The decision was designated as informative on Tuesday. A step below precedential, informative decisions are not binding on other panels of judges but provide the board’s “general consensus on recurring issues.”
In rejecting Chicago Board’s application, the examiner found, in part, that the claims were directed only to the abstract idea of “trading derivatives in a hybrid exchange system” and were ineligible for a patent under Section 101.
The USPTO’s guidance on Section 101, which took effect in January, outlines three categories of inventions that constitute an abstract idea: mathematical concepts, methods of organizing human activity and mental processes.
The PTAB found Chicago Board’s claims fell into the second bucket, which includes fundamental economic practices. The board said the concept of trading derivatives “is a fundamental economic practice long prevalent in our system of commerce.”

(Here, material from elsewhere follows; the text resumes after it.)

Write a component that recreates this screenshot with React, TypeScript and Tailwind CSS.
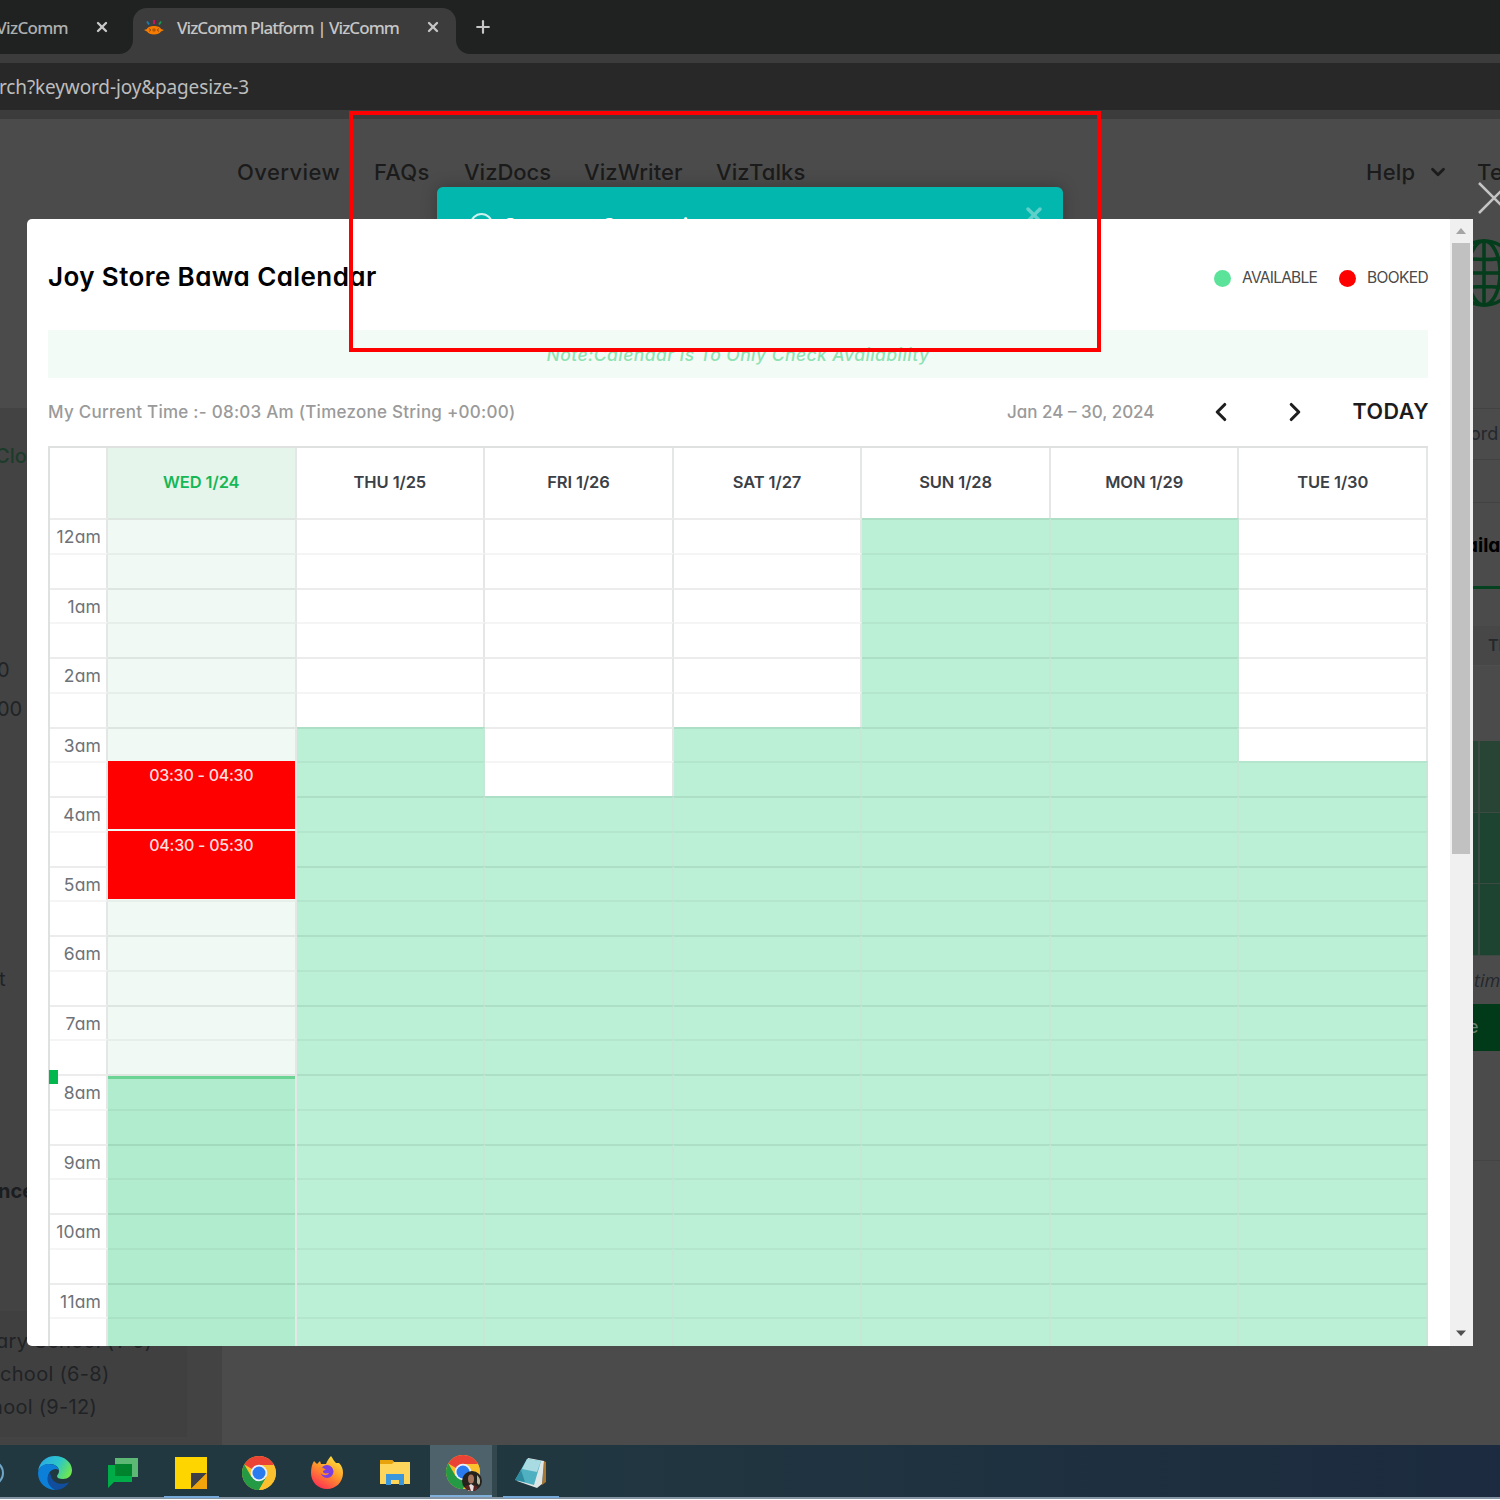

But that wasn’t the end of the analysis. Under the USPTO’s guidance, when a claim falls into one of the three categories, it must be considered whether the abstract idea is “integrated into a practical application.” Only when the idea is not integrated in that way is the invention ineligible.
Deciding the claims were patent eligible, the PTAB highlighted elements of Chicago Board’s application that it said focused on solving problems in the context of a hybrid trading system. They included timing mechanisms and temporary restraints on the execution of trades.
“We conclude that these limitations integrate the recited judicial exception of derivative trading into a practical application,” the board wrote.